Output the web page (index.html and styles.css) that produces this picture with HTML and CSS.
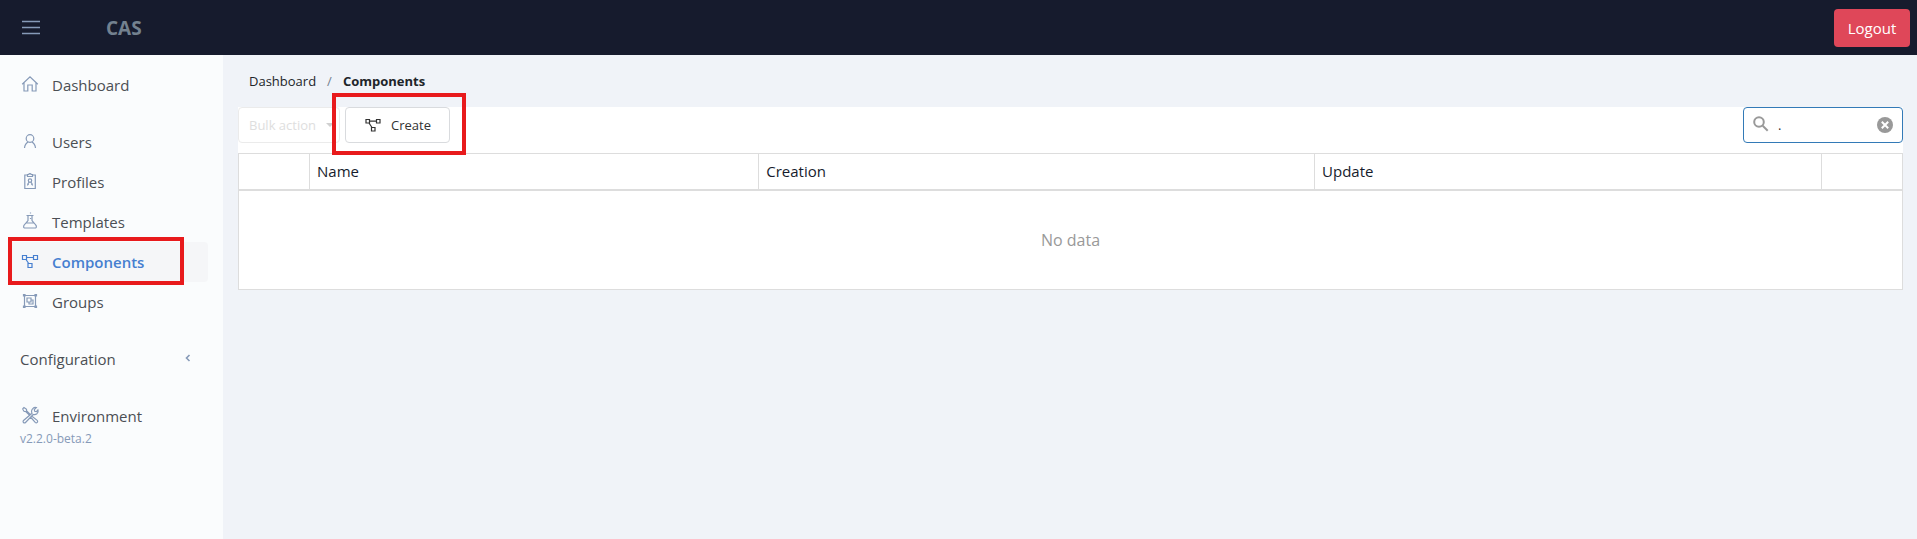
FILE: index.html
```html
<!DOCTYPE html>
<html lang="en">
<head>
<meta charset="utf-8">
<meta name="viewport" content="width=device-width, initial-scale=1">
<title>CAS - Components</title>
<link rel="stylesheet" href="styles.css">
</head>
<body>
<header class="topbar">
  <button class="menu-toggle" type="button" aria-label="Toggle menu">
    <svg class="menu-icon" viewBox="0 0 20 18"><path d="M1 2.500h18M1 8.500h18M1 14.500h18"/></svg>
  </button>
  <a class="brand" href="#">CAS</a>
  <button class="logout" type="button">Logout</button>
</header>
<div class="shell">
  <nav class="sidebar" aria-label="Main">
    <ul class="nav-group">
      <li><a class="nav-link" href="#">
        <svg class="icon" viewBox="0 0 18 18"><path d="M1.200 9.300 9 1.800l7.800 7.500M3 8v8h3.800v-6h4.400v6H15V8"/></svg>
        <span>Dashboard</span></a></li>
    </ul>
    <ul class="nav-group">
      <li><a class="nav-link" href="#">
        <svg class="icon" viewBox="0 0 18 18"><circle cx="9" cy="6.500" r="3.800"/><path d="M3.500 16c.3-3.200 1.700-5 3.700-6M14.500 16c-.3-3.200-1.700-5-3.700-6"/></svg>
        <span>Users</span></a></li>
      <li><a class="nav-link" href="#">
        <svg class="icon" viewBox="0 0 18 18"><path d="M6.500 3H3.800v13.500h10.500V3H11.500M6.500 4.500v-2h1.200a1.300 1.300 0 0 1 2.500 0h1.300v2z"/><circle cx="9" cy="8.600" r="1.700"/><path d="M6.500 13.500c.1-1.600.8-2.500 1.600-3.200M11.500 13.500c-.1-1.600-.8-2.500-1.600-3.200M6.800 12.500h1M10.200 12.500h1"/></svg>
        <span>Profiles</span></a></li>
      <li><a class="nav-link" href="#">
        <svg class="icon" viewBox="0 0 18 18"><path d="M5.500 3.500h7M7 3.500v5c-.8 1.500-4 4-4.300 5.500-.3 1.400.3 2 1.500 2h9.600c1.200 0 1.800-.6 1.500-2-.3-1.500-3.500-4-4.300-5.500v-5M5.300 11h7.400M9.500.5v1M9.500 6v1"/></svg>
        <span>Templates</span></a></li>
      <li class="nav-current">
        <a class="nav-link nav-link-active" href="#" aria-current="page">
        <svg class="icon" viewBox="0 0 18 18"><path d="M1.500 3.500h4v4h-4zM12.500 3.500h4v4h-4zM7 11.500h4v4H7zM5.500 5.500h7M5 7.500l2.700 4"/></svg>
        <span>Components</span></a>
        <span class="highlight highlight-nav"></span>
      </li>
      <li><a class="nav-link" href="#">
        <svg class="icon" viewBox="0 0 18 18"><path d="M3.500 3.500h11v11h-11zM2.500 2.500h1.500V4H2.500zM14 2.500h1.500V4H14zM2.500 14h1.500v1.500H2.500zM14 14h1.500v1.500H14zM6 6h4v4H6zM8 10v2h4V8h-2"/></svg>
        <span>Groups</span></a></li>
    </ul>
    <ul class="nav-group">
      <li><a class="nav-link nav-parent" href="#">
        <span>Configuration</span>
        <svg class="chevron" viewBox="0 0 8 10"><path d="M5.500 2 2.500 5l3 3"/></svg></a></li>
    </ul>
    <ul class="nav-group">
      <li><a class="nav-link" href="#">
        <svg class="icon" viewBox="0 0 18 18"><path d="M1.500 3 3 1.500l2.500 1.700v1.500l3.700 3.800M1.500 3l1.700 2.500h1.500l3.700 3.700M10.300 9.800l5.900 4.600a1.400 1.400 0 0 1-2 2L9.500 11M11 7.300c-.8-1.800-.4-3.500.8-4.700 1-1 2.300-1.300 3.500-1l-2 2 .4 1.700 1.700.4 1.500-1.700c.4 1.300 0 2.700-1 3.700-1 .9-2.300 1.200-3.700.8l-7.700 8a1.400 1.400 0 0 1-2-2z"/></svg>
        <span>Environment</span></a></li>
    </ul>
    <p class="version">v2.2.0-beta.2</p>
  </nav>
  <main class="content">
    <nav class="breadcrumb" aria-label="Breadcrumb">
      <a class="crumb" href="#">Dashboard</a>
      <span class="crumb-divider">/</span>
      <span class="crumb-current">Components</span>
    </nav>
    <div class="toolbar">
      <button class="btn bulk" type="button" disabled>Bulk action
        <svg class="caret" viewBox="0 0 8 4"><path d="M0 0h8L4 4z"/></svg>
      </button>
      <div class="create-wrap">
        <button class="btn create" type="button">
          <svg class="create-icon" viewBox="0 0 18 18"><path d="M2 3.500h3.500V7H2zM12.500 3.500H16V7h-3.500zM7.500 11.500H11V15H7.500zM5.500 5.200h7M5 7l3 4.500"/></svg>
          Create
        </button>
        <span class="highlight highlight-create"></span>
      </div>
      <div class="search">
        <svg class="search-icon" viewBox="0 0 16 16"><circle cx="6" cy="6" r="4.800"/><path d="m9.700 9.700 5 5"/></svg>
        <input class="search-input" type="text" value="." aria-label="Search">
        <button class="clear" type="button" aria-label="Clear search">
          <svg class="clear-icon" viewBox="0 0 16 16"><circle cx="8" cy="8" r="8"/><path d="m4.800 4.800 6.400 6.400M11.200 4.800l-6.400 6.400"/></svg>
        </button>
      </div>
    </div>
    <table class="grid">
      <thead>
        <tr>
          <th class="col-select"></th>
          <th class="col-name">Name</th>
          <th class="col-creation">Creation</th>
          <th class="col-update">Update</th>
          <th class="col-actions"></th>
        </tr>
      </thead>
      <tbody>
        <tr><td class="empty" colspan="5">No data</td></tr>
      </tbody>
    </table>
  </main>
</div>
</body>
</html>
```

FILE: styles.css
```css
* {
  box-sizing: border-box;
}

body {
  margin: 0;
  min-height: 100vh;
  display: flex;
  flex-direction: column;
  background: #f0f3f8;
  color: #212529;
  font-family: "Segoe UI", "Open Sans", "Noto Sans", sans-serif;
  font-size: 15px;
  line-height: 24px;
}

button,
input {
  font: inherit;
}

a {
  color: inherit;
  text-decoration: none;
}

.topbar {
  display: flex;
  align-items: center;
  height: 55px;
  padding: 0 7px 0 21px;
  background: #161b2d;
}

.menu-toggle {
  display: flex;
  padding: 0;
  border: 0;
  background: none;
}

.menu-icon {
  width: 20px;
  height: 18px;
  fill: none;
  stroke: #869ab8;
  stroke-width: 1.4;
}

.brand {
  margin-left: 65px;
  color: #73818f;
  font-size: 19px;
  font-weight: 700;
}

.logout {
  width: 76px;
  height: 38px;
  margin-left: auto;
  padding: 0;
  border: 0;
  border-radius: 4px;
  background: #df4759;
  color: #fff;
}

.shell {
  display: flex;
  flex: 1;
}

.sidebar {
  flex: none;
  width: 223px;
  padding: 10px 15px 10px 8px;
  background: #fafcfd;
}

.nav-group {
  margin: 0 0 17px;
  padding: 0;
  list-style: none;
}

.nav-link {
  display: flex;
  align-items: center;
  height: 40px;
  padding: 0 12px;
  border-radius: 4px;
  color: #4b4f54;
}

.icon {
  width: 20px;
  height: 20px;
  margin: 0 12px 3px 0;
  padding: 1px;
  fill: none;
  stroke: #869ab8;
  stroke-width: 1.2;
}

.nav-current {
  position: relative;
}

.nav-link-active {
  background: #f5f6f8;
  color: #467fd0;
  font-weight: 600;
}

.nav-link-active .icon {
  stroke: #467fd0;
}

.nav-parent {
  justify-content: space-between;
}

.chevron {
  width: 8px;
  height: 10px;
  margin: 0 4px 2px 0;
  fill: none;
  stroke: #869ab8;
  stroke-width: 1.6;
}

.version {
  margin: -23px 0 0;
  padding: 0 12px;
  color: #869ab8;
  font-size: 12px;
  line-height: 18px;
}

.highlight {
  position: absolute;
  border: 4px solid #e81a1c;
  pointer-events: none;
}

.highlight-nav {
  top: -5px;
  right: 24px;
  bottom: -3px;
  left: 0;
}

.highlight-create {
  top: -14px;
  right: -16px;
  bottom: -12px;
  left: -13px;
}

.content {
  flex: 1;
  min-width: 0;
  padding: 14px 14px 24px 15px;
}

.breadcrumb {
  display: flex;
  gap: 11px;
  margin-bottom: 14px;
  padding-left: 11px;
  font-size: 13px;
}

.crumb-divider {
  color: #73818f;
}

.crumb-current {
  font-weight: 700;
}

.toolbar {
  display: flex;
  align-items: flex-start;
  padding-bottom: 10px;
  background: #fff;
}

.btn {
  display: flex;
  align-items: center;
  height: 36px;
  border: 1px solid #d9dbde;
  border-radius: 4px;
  background: #fff;
  color: #333;
  font-size: 13px;
}

.bulk {
  gap: 10px;
  width: 102px;
  margin-right: 5px;
  padding: 0 0 0 10px;
  border-color: #ebebeb;
  color: #dedede;
  white-space: nowrap;
}

.caret {
  flex: none;
  width: 8px;
  height: 4px;
  fill: #d0d0d0;
}

.create-wrap {
  position: relative;
}

.create {
  gap: 9px;
  width: 105px;
  padding: 0 0 0 18px;
}

.create-icon {
  width: 18px;
  height: 18px;
  fill: none;
  stroke: #333;
  stroke-width: 1.2;
}

.search {
  display: flex;
  align-items: center;
  width: 160px;
  height: 36px;
  margin-left: auto;
  padding: 0 9px;
  border: 1px solid #337ab7;
  border-radius: 4px;
  background: #fff;
}

.search-icon {
  flex: none;
  width: 16px;
  height: 16px;
  margin-bottom: 2px;
  fill: none;
  stroke: #999;
  stroke-width: 2;
}

.search-input {
  flex: 1;
  min-width: 0;
  padding: 0 9px;
  border: 0;
  outline: 0;
  background: none;
  color: #333;
  font-size: 13px;
}

.clear {
  display: flex;
  padding: 0;
  border: 0;
  background: none;
}

.clear-icon {
  width: 16px;
  height: 16px;
  fill: #999;
  stroke: #fff;
  stroke-width: 2;
}

.clear-icon circle {
  stroke: none;
}

.grid {
  width: 100%;
  border: 1px solid #ddd;
  border-collapse: collapse;
  table-layout: fixed;
  background: #fff;
}

.grid th {
  height: 36px;
  padding: 0 7px;
  border: 1px solid #ddd;
  border-bottom-width: 2px;
  color: #161c2d;
  font-weight: 400;
  text-align: left;
}

.col-select {
  width: 71px;
}

.col-name {
  width: 27%;
}

.col-creation {
  width: 33.4%;
}

.col-actions {
  width: 81px;
}

.grid .empty {
  height: 100px;
  padding: 0;
  color: #999;
  font-size: 16px;
  text-align: center;
}
```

● **What to do**: Find the number of lines in which the word "index" occurs, and write nothing but that number.

● **Expected answer**: 2